▸ **GIVEN DATA**:
--- Begin ---

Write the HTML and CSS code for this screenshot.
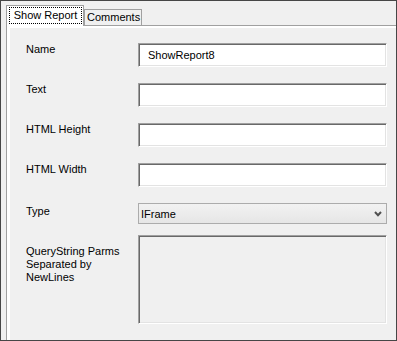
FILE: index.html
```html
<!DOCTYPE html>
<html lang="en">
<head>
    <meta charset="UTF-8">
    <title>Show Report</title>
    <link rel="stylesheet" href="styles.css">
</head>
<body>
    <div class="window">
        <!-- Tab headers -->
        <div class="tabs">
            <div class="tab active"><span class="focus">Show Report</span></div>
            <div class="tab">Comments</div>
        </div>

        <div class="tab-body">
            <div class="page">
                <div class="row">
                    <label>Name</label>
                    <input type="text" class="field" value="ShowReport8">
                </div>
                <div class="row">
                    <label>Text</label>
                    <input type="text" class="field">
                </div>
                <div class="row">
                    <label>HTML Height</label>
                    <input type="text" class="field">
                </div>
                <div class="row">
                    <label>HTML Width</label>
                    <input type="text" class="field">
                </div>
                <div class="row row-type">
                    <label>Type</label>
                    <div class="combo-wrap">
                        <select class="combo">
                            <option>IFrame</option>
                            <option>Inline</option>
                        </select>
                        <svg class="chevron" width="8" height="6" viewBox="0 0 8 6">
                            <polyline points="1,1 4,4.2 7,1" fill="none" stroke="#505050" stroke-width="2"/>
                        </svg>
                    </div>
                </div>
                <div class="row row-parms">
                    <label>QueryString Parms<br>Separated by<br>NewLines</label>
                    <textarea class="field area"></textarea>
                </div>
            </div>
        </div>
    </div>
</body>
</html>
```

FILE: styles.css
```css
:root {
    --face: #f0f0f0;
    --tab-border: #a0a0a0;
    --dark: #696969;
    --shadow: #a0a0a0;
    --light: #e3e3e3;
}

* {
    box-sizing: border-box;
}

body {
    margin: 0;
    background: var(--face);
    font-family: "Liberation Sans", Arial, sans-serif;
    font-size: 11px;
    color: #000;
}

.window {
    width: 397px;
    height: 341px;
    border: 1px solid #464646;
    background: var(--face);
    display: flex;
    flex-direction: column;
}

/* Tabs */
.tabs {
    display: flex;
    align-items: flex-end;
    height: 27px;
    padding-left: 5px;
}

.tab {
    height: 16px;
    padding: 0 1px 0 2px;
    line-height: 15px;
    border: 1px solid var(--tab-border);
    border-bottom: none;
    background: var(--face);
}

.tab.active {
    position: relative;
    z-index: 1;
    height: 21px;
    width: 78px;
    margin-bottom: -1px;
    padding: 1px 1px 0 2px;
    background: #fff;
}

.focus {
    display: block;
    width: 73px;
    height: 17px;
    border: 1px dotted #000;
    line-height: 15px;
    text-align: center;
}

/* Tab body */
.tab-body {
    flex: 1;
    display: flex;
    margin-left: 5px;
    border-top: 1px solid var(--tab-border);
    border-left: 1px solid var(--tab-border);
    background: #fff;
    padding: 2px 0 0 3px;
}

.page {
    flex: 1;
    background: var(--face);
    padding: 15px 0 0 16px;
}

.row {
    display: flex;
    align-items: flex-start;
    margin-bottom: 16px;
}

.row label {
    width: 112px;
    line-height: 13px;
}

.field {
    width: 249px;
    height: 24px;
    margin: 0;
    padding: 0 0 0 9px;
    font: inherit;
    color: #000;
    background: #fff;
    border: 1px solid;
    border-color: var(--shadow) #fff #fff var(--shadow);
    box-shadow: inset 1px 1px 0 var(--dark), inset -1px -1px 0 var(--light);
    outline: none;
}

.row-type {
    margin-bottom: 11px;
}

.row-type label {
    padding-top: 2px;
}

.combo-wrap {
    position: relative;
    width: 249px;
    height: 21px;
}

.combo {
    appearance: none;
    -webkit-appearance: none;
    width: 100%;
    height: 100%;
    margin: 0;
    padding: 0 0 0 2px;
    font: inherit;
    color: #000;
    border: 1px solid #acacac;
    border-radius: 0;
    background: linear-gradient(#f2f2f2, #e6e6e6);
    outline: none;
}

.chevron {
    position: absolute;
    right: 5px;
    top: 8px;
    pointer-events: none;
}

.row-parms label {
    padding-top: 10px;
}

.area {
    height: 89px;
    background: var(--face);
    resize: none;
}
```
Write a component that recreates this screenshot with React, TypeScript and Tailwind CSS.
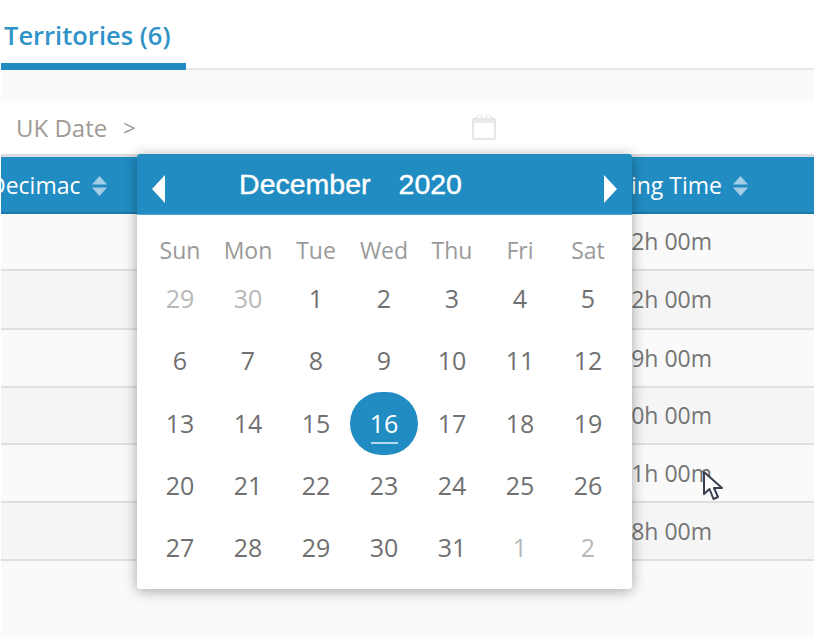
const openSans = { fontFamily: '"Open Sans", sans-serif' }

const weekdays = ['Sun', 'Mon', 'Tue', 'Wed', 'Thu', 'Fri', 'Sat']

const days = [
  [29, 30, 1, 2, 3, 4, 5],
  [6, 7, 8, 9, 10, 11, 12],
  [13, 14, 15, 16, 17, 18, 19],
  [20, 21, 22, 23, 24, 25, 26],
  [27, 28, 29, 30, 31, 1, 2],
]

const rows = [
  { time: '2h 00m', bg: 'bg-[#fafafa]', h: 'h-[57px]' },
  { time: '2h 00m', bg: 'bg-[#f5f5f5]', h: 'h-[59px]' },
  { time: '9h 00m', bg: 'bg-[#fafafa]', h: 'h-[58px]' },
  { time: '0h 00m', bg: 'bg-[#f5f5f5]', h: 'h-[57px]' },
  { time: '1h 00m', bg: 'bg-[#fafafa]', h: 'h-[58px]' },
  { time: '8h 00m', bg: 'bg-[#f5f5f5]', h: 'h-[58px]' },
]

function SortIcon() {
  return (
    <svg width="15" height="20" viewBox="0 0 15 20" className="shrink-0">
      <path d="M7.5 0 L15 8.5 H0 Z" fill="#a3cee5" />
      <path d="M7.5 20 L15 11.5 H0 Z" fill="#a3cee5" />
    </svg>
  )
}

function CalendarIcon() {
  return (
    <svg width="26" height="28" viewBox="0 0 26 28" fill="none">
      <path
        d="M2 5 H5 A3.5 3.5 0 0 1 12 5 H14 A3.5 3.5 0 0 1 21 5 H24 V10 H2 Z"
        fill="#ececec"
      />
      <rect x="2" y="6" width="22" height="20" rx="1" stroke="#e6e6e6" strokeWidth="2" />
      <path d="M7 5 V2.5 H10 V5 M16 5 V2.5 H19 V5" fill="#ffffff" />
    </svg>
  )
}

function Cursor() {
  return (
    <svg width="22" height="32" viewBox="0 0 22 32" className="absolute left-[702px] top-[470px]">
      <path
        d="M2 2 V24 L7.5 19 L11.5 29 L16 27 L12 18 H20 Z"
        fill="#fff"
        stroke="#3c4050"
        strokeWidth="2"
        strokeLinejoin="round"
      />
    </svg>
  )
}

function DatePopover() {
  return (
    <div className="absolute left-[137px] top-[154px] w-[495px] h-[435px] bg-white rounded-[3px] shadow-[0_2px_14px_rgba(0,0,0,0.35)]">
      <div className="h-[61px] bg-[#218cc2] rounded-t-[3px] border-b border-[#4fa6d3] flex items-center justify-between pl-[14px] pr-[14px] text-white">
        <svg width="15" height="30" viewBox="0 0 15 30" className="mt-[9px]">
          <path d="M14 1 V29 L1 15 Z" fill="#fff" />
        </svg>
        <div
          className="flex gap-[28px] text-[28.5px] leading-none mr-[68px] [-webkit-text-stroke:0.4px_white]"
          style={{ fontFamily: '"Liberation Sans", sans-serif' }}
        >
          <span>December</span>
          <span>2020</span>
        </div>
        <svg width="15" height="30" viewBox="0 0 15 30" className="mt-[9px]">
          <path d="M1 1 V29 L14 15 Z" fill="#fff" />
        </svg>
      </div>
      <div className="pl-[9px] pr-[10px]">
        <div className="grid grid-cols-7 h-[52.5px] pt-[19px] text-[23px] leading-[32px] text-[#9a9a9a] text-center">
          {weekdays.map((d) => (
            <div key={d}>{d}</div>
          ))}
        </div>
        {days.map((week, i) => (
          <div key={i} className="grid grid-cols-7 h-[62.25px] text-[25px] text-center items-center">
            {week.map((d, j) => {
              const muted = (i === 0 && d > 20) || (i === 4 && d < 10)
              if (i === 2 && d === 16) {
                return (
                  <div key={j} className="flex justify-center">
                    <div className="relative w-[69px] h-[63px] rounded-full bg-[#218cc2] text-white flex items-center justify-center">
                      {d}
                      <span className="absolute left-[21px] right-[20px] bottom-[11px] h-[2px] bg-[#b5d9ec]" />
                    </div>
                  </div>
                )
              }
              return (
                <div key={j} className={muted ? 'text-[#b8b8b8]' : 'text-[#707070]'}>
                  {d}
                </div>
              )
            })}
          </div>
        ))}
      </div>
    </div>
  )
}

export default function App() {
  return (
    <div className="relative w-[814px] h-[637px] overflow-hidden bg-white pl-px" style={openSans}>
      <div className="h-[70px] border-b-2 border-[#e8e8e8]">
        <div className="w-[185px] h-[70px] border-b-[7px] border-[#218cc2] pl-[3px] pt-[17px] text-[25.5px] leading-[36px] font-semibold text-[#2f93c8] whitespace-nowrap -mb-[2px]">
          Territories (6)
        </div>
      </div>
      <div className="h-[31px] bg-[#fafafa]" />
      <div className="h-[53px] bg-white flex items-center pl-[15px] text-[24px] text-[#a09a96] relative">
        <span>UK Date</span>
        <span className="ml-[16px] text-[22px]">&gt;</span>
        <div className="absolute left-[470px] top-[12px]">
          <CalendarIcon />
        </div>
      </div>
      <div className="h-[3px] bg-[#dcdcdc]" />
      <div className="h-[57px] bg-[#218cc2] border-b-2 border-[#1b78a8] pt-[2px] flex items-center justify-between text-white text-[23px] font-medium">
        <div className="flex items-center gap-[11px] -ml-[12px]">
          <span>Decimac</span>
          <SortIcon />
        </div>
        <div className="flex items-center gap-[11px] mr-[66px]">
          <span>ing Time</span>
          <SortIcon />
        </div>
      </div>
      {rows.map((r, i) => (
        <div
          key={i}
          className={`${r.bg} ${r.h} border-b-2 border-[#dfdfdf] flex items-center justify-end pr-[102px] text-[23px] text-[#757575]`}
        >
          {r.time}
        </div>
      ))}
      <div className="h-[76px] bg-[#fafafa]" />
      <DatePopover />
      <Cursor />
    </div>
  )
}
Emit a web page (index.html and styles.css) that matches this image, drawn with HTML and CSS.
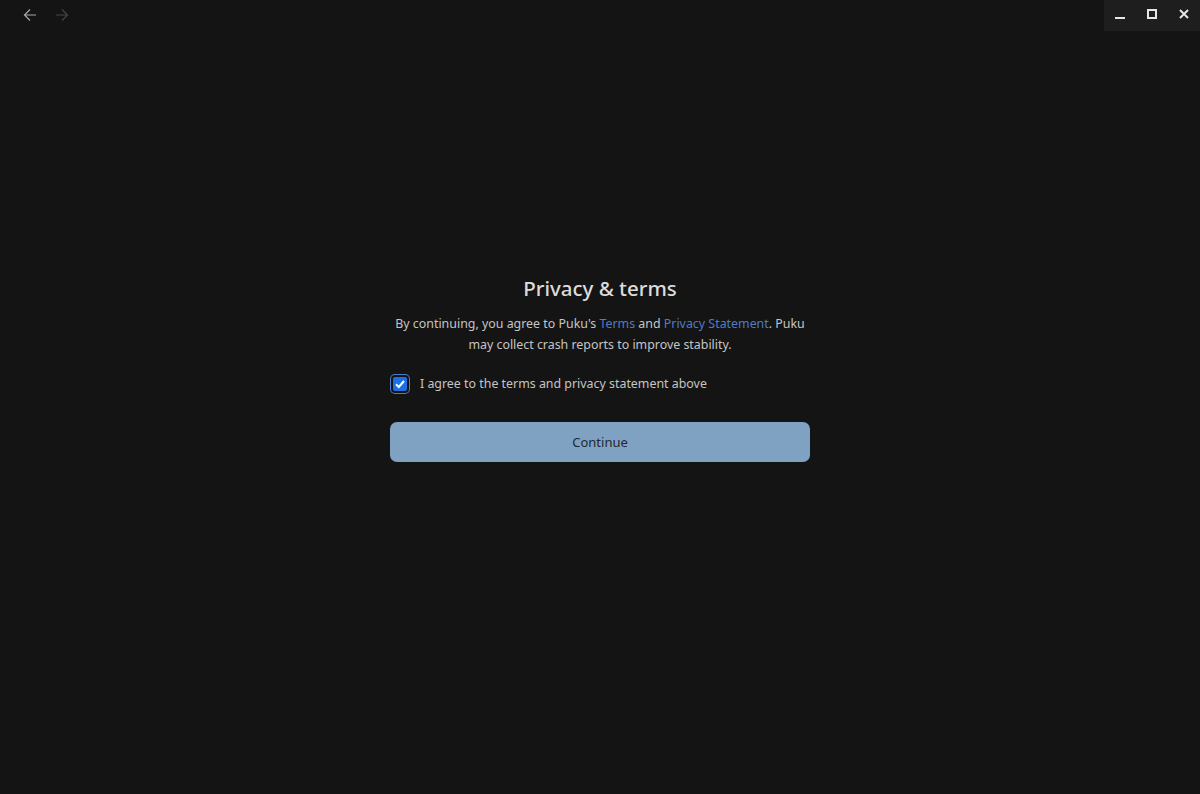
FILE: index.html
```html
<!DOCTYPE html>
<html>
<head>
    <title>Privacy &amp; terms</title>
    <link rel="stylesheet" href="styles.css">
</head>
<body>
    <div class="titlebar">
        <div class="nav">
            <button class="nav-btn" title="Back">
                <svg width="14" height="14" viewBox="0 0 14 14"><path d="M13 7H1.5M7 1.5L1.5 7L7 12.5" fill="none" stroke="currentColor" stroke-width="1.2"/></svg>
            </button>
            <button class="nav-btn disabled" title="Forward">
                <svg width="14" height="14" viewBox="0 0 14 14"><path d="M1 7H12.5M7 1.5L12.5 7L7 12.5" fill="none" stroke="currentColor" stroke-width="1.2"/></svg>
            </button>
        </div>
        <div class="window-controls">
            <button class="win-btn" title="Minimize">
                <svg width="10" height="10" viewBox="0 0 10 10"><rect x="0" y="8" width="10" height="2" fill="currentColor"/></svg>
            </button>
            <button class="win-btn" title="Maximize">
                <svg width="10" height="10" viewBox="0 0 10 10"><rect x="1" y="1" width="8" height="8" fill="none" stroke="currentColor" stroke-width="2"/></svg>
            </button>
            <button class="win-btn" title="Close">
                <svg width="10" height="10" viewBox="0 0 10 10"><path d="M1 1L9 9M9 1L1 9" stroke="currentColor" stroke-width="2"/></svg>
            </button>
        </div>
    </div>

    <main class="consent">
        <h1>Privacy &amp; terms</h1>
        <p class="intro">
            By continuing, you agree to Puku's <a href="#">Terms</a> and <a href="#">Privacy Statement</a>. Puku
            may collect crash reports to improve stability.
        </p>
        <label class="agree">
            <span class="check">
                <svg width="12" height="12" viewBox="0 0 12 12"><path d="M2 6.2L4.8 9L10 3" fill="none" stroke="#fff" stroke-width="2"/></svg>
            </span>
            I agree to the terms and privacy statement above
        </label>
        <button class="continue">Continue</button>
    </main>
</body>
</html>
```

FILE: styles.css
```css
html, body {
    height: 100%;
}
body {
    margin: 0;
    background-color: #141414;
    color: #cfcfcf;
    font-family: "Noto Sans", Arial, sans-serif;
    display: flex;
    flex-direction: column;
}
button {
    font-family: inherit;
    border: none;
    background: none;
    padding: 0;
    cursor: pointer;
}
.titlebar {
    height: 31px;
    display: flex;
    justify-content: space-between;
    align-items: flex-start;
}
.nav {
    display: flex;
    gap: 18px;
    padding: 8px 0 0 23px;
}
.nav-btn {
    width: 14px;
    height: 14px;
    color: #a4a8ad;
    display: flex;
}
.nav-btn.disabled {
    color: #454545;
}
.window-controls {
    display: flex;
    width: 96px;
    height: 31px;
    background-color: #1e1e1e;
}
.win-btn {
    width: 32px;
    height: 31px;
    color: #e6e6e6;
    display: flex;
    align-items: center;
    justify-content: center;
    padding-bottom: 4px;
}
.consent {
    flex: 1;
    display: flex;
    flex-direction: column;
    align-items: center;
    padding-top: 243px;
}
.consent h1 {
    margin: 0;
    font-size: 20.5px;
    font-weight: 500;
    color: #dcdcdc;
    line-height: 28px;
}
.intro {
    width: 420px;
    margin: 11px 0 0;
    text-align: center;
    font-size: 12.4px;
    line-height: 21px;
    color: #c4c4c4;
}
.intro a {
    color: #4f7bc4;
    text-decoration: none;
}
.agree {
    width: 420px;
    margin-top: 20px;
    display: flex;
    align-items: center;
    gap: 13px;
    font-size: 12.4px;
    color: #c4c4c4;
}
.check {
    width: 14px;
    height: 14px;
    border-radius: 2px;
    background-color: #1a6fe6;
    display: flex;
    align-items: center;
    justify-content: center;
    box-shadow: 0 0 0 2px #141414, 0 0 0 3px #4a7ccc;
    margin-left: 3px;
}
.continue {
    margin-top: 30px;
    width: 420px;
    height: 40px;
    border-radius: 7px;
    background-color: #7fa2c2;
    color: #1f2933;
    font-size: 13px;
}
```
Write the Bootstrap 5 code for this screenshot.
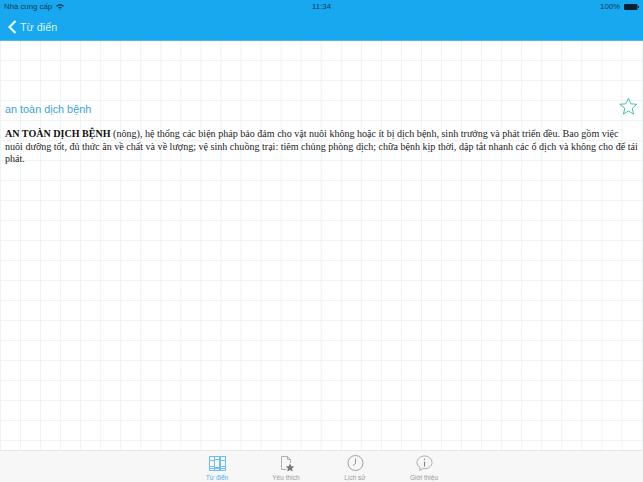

--- End ---

▸ **GOAL**: Figure out how many lines above include the string "with", then report that number and nothing else.

▸ **WRITTEN SOLUTION**: 2